Objective ▸ Find the line containing "Reproduce this screenshot with HTML and CSS.", then return it and every line after it through the end of the records, exactly. Leave out pictures.

## Start Data for processing

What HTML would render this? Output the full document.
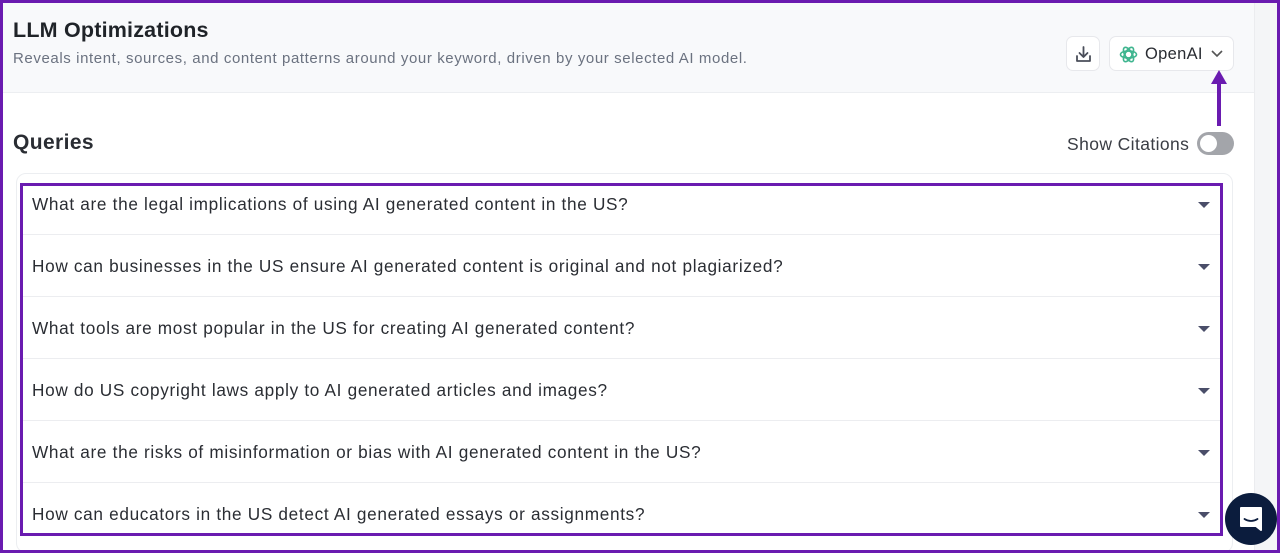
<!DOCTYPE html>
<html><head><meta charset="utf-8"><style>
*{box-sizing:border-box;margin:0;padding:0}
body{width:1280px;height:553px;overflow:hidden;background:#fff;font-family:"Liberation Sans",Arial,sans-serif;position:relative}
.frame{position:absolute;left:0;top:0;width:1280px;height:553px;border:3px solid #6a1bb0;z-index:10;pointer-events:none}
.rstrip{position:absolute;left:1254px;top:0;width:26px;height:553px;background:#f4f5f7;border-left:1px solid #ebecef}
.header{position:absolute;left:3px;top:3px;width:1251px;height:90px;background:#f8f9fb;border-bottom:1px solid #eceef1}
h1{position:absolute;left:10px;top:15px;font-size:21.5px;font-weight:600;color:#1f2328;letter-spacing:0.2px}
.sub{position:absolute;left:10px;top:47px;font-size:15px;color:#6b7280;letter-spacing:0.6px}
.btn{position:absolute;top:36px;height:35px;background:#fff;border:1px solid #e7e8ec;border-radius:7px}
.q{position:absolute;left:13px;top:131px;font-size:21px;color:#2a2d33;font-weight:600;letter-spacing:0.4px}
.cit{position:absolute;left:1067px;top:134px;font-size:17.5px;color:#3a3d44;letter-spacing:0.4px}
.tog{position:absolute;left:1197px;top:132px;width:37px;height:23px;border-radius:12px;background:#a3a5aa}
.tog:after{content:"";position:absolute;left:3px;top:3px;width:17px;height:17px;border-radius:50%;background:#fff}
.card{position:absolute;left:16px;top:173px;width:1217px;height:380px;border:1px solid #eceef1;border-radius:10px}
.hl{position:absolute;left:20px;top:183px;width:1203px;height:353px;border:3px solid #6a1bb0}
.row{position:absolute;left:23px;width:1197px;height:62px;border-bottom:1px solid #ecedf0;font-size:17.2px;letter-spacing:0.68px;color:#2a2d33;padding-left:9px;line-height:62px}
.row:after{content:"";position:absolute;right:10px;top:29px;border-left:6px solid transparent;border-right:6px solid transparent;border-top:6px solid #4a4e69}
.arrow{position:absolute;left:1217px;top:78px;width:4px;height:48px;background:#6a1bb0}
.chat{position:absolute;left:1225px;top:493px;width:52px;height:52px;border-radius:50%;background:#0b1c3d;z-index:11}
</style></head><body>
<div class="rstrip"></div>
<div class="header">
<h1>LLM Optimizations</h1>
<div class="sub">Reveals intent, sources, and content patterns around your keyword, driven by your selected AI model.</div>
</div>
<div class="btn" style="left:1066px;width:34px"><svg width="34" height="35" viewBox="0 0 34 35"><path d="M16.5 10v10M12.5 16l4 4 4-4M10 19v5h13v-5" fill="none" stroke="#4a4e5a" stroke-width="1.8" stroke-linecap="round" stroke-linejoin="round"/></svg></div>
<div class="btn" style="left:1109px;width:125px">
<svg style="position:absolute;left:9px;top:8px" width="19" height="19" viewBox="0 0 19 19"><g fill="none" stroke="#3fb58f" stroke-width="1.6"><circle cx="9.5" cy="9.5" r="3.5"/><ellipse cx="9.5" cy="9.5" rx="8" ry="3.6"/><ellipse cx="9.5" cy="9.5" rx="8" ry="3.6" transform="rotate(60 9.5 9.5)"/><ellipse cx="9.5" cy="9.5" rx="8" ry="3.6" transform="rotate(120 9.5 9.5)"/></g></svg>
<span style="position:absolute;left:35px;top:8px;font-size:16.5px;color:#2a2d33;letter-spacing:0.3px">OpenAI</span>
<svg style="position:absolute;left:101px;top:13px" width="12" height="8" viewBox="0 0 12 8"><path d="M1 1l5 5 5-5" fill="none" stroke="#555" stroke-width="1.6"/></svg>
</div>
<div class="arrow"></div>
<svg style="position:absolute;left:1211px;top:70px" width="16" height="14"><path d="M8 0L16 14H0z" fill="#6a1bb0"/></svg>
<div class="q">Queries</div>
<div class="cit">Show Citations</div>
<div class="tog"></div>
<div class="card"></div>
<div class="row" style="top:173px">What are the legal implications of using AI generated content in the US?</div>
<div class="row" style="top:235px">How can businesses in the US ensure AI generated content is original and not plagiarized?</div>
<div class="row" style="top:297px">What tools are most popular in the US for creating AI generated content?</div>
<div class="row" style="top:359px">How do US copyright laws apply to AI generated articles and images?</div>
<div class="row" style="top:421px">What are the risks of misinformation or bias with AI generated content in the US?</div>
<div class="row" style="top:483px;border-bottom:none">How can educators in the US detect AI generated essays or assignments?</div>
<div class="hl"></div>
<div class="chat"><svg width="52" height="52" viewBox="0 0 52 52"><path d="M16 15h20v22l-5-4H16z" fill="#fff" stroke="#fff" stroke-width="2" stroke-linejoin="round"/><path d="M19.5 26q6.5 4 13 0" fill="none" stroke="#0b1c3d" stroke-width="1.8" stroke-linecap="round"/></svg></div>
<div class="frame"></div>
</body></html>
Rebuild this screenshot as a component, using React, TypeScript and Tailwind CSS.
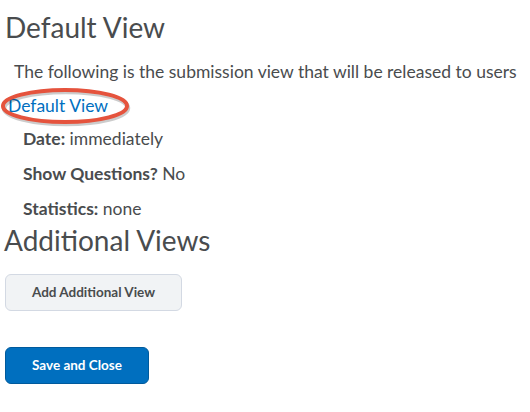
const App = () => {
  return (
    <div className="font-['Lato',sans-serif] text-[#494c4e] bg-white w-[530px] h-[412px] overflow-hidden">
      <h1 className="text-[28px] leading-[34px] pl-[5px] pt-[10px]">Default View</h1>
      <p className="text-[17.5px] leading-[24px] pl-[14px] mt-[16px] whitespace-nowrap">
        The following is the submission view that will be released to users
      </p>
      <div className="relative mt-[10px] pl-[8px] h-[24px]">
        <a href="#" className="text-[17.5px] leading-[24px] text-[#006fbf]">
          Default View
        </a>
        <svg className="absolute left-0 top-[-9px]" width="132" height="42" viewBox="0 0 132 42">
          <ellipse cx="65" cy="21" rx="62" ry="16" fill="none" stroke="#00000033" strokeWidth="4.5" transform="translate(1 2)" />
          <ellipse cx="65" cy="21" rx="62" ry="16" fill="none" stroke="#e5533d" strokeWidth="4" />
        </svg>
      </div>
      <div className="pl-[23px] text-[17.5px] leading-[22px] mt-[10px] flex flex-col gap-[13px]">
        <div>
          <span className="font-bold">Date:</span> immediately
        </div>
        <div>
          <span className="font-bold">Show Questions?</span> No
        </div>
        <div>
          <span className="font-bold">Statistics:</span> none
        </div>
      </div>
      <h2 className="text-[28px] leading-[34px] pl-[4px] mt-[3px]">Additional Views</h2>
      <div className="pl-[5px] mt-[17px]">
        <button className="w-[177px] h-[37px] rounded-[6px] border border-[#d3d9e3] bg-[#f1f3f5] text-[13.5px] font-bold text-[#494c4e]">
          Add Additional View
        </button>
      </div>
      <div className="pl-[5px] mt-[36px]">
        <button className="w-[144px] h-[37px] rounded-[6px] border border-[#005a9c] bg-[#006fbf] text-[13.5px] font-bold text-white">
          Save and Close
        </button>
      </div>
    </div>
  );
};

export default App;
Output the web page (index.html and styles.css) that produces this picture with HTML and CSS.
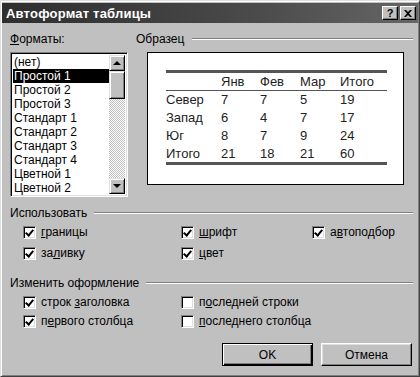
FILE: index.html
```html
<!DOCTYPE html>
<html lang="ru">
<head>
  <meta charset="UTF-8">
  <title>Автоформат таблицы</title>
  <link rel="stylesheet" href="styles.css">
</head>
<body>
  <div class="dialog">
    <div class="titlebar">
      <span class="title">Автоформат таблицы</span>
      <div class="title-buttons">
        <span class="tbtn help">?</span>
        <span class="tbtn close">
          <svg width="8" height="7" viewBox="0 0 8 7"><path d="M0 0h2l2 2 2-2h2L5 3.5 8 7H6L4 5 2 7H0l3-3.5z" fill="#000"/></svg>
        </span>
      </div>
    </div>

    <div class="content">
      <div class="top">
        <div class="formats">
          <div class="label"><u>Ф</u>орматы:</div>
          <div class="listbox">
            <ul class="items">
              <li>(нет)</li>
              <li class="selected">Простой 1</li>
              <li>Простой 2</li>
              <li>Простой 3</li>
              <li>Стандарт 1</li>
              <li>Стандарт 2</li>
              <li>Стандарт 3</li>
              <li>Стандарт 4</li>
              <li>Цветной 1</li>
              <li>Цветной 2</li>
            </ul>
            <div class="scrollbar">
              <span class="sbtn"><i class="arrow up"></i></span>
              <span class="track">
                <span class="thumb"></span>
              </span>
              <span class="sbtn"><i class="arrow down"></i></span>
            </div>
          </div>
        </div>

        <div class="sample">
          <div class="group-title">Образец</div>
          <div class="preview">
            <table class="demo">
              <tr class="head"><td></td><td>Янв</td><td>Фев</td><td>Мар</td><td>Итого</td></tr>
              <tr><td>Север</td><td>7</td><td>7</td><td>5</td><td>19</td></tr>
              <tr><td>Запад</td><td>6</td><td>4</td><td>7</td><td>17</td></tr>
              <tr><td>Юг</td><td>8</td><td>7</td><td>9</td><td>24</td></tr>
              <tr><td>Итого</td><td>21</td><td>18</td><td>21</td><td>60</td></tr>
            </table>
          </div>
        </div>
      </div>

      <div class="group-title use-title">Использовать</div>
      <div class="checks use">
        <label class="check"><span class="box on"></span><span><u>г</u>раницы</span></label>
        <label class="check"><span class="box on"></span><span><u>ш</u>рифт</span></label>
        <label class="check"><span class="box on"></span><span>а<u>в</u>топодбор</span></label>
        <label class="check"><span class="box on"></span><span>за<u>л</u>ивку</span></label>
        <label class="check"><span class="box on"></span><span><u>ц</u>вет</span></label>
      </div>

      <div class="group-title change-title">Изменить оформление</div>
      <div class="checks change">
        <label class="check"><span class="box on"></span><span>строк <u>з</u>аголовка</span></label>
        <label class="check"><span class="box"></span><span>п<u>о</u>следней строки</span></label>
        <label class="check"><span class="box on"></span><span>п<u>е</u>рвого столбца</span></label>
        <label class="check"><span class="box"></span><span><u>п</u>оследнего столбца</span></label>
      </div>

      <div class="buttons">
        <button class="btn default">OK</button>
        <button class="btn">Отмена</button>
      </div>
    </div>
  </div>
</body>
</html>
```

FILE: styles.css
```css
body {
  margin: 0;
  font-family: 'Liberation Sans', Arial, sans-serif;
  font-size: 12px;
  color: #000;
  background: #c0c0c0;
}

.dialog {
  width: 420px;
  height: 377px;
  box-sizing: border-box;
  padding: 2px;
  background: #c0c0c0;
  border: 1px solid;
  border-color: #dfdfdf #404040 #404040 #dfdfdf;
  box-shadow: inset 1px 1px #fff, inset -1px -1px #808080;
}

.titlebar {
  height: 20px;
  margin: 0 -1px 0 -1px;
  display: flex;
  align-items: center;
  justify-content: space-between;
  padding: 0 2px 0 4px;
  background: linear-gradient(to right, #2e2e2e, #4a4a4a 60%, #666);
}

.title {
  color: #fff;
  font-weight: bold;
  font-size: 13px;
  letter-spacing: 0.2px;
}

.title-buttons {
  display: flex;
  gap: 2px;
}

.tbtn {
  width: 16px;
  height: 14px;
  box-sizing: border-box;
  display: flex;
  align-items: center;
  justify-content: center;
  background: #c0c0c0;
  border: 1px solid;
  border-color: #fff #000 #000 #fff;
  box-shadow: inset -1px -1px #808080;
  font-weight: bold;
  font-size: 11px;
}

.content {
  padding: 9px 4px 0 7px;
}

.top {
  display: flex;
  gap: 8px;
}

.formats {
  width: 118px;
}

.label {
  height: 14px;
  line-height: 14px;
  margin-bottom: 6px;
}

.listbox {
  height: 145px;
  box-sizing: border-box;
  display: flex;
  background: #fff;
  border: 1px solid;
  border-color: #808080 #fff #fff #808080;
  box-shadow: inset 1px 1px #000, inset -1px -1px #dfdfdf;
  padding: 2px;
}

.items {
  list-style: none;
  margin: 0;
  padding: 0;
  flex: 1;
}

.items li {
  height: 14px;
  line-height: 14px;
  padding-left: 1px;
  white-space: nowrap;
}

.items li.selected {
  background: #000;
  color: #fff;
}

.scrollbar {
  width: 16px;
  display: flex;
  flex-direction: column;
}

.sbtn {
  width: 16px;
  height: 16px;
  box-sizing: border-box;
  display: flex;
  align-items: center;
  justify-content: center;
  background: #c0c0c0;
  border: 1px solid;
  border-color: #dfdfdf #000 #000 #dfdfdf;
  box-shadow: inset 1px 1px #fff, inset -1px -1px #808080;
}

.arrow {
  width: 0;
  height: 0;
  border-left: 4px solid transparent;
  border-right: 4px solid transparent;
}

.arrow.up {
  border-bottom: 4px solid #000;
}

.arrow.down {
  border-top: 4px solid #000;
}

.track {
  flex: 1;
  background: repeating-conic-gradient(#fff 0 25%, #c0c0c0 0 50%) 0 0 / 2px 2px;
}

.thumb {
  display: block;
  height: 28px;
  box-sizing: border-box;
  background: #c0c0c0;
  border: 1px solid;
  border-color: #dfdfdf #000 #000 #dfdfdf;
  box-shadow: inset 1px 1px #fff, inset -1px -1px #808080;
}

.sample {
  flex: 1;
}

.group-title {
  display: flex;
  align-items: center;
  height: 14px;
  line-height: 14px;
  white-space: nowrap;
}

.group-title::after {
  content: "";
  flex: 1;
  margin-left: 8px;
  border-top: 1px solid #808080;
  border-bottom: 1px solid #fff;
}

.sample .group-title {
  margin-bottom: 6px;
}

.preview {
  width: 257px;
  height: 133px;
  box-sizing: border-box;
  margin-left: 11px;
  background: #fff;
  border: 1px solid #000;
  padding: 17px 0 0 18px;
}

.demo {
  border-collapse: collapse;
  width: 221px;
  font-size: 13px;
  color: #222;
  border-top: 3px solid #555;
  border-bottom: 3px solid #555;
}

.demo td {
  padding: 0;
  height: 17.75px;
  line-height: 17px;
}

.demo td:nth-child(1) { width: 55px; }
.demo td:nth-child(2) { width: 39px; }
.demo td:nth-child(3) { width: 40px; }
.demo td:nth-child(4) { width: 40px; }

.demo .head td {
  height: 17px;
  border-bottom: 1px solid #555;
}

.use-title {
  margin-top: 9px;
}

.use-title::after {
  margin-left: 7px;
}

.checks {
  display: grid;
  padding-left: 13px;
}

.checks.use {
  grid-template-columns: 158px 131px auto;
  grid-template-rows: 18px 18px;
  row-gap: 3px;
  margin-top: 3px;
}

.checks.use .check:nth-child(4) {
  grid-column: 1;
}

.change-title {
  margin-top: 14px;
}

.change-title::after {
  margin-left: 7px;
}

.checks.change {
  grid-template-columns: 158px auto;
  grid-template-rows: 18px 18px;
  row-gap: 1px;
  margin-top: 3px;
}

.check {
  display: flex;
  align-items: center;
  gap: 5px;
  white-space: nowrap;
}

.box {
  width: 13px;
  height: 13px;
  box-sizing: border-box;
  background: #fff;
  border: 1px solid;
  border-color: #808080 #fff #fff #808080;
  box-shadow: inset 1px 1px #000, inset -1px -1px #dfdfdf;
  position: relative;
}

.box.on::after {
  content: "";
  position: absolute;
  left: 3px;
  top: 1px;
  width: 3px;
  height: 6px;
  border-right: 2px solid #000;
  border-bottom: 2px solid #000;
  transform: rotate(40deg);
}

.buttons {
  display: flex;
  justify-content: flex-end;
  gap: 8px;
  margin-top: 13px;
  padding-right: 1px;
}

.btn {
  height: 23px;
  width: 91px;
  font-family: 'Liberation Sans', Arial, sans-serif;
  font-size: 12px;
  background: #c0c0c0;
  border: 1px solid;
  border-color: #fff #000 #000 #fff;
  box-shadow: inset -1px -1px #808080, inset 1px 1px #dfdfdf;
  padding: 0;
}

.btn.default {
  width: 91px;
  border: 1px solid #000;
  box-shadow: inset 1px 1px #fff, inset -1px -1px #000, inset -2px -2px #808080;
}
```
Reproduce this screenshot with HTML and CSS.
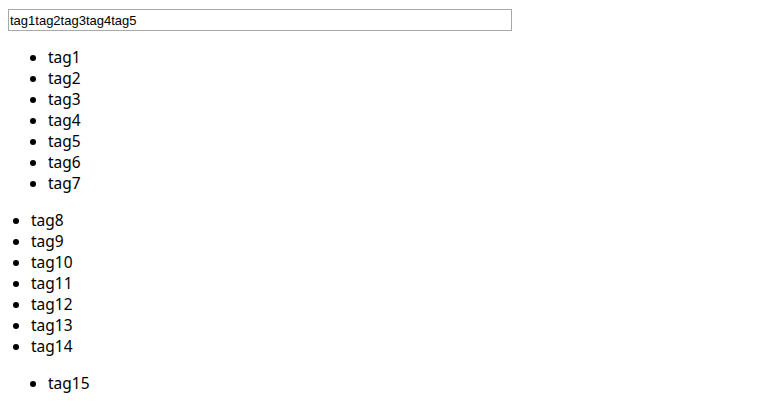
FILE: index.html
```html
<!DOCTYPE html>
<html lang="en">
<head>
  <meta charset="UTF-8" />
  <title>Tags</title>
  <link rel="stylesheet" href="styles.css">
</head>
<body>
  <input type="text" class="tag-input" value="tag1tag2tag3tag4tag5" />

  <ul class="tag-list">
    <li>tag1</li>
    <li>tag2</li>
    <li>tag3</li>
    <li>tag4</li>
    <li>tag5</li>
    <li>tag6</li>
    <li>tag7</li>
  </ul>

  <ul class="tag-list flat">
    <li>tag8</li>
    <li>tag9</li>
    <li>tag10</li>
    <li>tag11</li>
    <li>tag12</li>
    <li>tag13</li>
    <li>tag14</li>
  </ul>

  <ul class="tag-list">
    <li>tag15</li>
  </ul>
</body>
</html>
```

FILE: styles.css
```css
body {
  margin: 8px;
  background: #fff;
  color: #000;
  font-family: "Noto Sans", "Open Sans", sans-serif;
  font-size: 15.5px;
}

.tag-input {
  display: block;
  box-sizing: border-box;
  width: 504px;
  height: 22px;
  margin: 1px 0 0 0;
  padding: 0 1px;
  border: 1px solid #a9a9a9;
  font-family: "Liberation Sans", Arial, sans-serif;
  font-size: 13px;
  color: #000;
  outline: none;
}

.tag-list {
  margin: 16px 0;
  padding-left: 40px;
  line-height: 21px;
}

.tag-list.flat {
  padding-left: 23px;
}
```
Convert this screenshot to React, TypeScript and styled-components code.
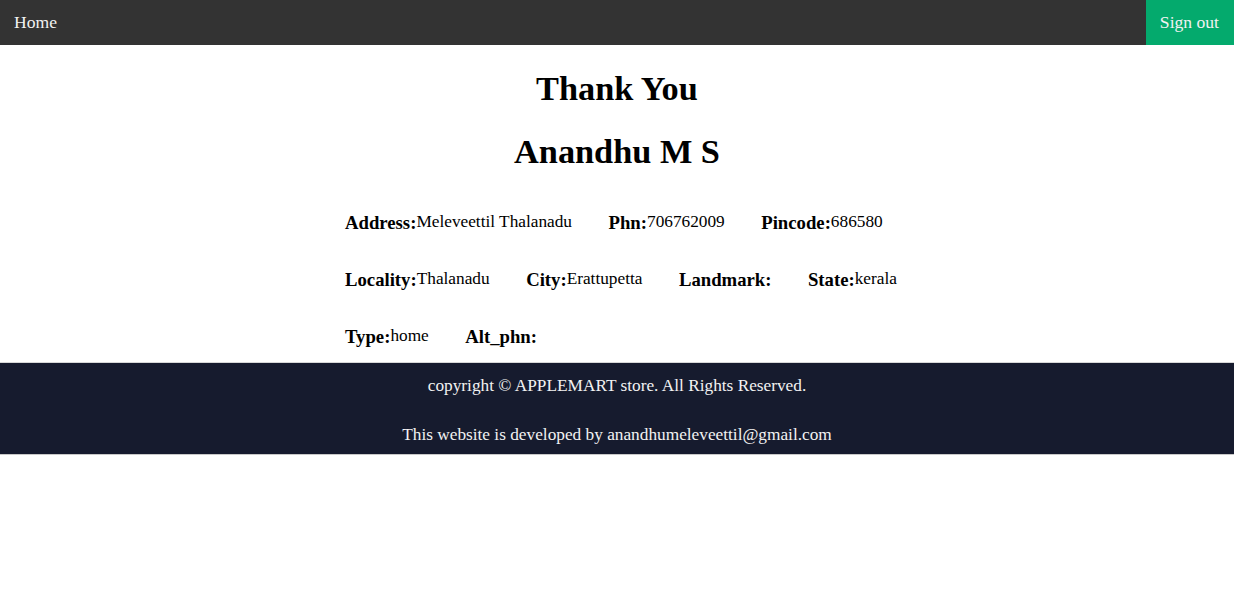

## End Data for processing

Result of the task ▸
Reproduce this screenshot with HTML and CSS.
FILE: index.html
```html
<!DOCTYPE html>
<html lang="en">
<head>
  <meta charset="UTF-8" />
  <title>Tags</title>
  <link rel="stylesheet" href="styles.css">
</head>
<body>
  <input type="text" class="tag-input" value="tag1tag2tag3tag4tag5" />

  <ul class="tag-list">
    <li>tag1</li>
    <li>tag2</li>
    <li>tag3</li>
    <li>tag4</li>
    <li>tag5</li>
    <li>tag6</li>
    <li>tag7</li>
  </ul>

  <ul class="tag-list flat">
    <li>tag8</li>
    <li>tag9</li>
    <li>tag10</li>
    <li>tag11</li>
    <li>tag12</li>
    <li>tag13</li>
    <li>tag14</li>
  </ul>

  <ul class="tag-list">
    <li>tag15</li>
  </ul>
</body>
</html>
```

FILE: styles.css
```css
body {
  margin: 8px;
  background: #fff;
  color: #000;
  font-family: "Noto Sans", "Open Sans", sans-serif;
  font-size: 15.5px;
}

.tag-input {
  display: block;
  box-sizing: border-box;
  width: 504px;
  height: 22px;
  margin: 1px 0 0 0;
  padding: 0 1px;
  border: 1px solid #a9a9a9;
  font-family: "Liberation Sans", Arial, sans-serif;
  font-size: 13px;
  color: #000;
  outline: none;
}

.tag-list {
  margin: 16px 0;
  padding-left: 40px;
  line-height: 21px;
}

.tag-list.flat {
  padding-left: 23px;
}
```
Convert this screenshot to React, TypeScript and styled-components code.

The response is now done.